Jim R: (1) General election voters may be asked their party preferences in exit polls. This, of course, can only be a sample of the total turnout, but the numbers can be determined from the sample.
(2) The state decides whether parties are required to nominate candidates, and, if so, which method (s) of nomination the parties may use.
(3) In all but nine states, the voter’s choice of party on nominating day is publicly recorded.
Richard said: “It’s not 500 signatures, it’s 10,500 signatures! A separate petition is required in each of 21 Assembly districts (for her particular district).”
Actually you are simply wrong. Not a little wrong, but 9 Supreme Court Justices wrong. You want direct democracy (i.e. the candidate running delegates) when the state of new york provides represenative democracy (i.e. unpledged delegates).
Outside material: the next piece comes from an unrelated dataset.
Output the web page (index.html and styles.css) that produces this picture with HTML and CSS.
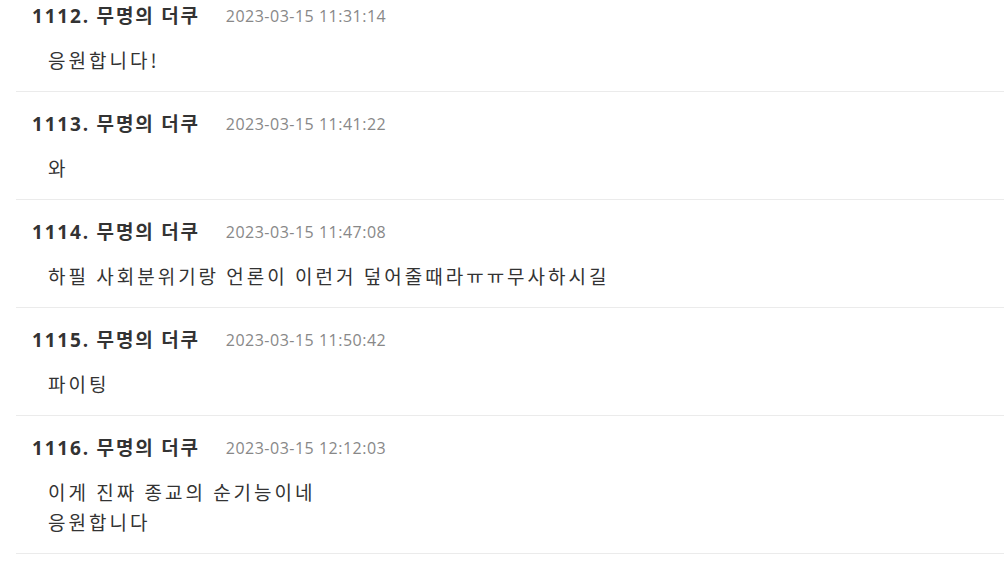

Lopez Torres did not a single petition signature for delegate to be “pledged” to her, but still ended up with approximately 1/3 of the vote at the conventions she lost. This is because enrolled members of the party can run as unpledged delegates in an assembly district. Some delegates supported her, just not enough to win. These delegates to not represent Lopez Torres or any other candidate, but rather represent their assembly district at the convention. What you want Richard is for Lopez Torres and other candidates to be able to take their case directly to the voters, but that is simply not represenative democracy.
So, I will say it one more time the reason that the court discussed 500 signatures (rather then the fantasy number of thousands) is because the only position that rank-and-file members have to select are their delegates.
Remember Stevens, Ginsburg, Breyer, etc… all agreed with Scalia that the correct number was 500 signatures. And if you actually read the transcript of oral argument, you’ll understand that this was viewed as a no-brainer. So, I guess the constitution does not stop states from enacting stupid laws, but it also doesn’t stop the Brennan Center from bringing stupid cases.
I don’t need the read the transcript; I was in the US Supreme Court building when the case was argued.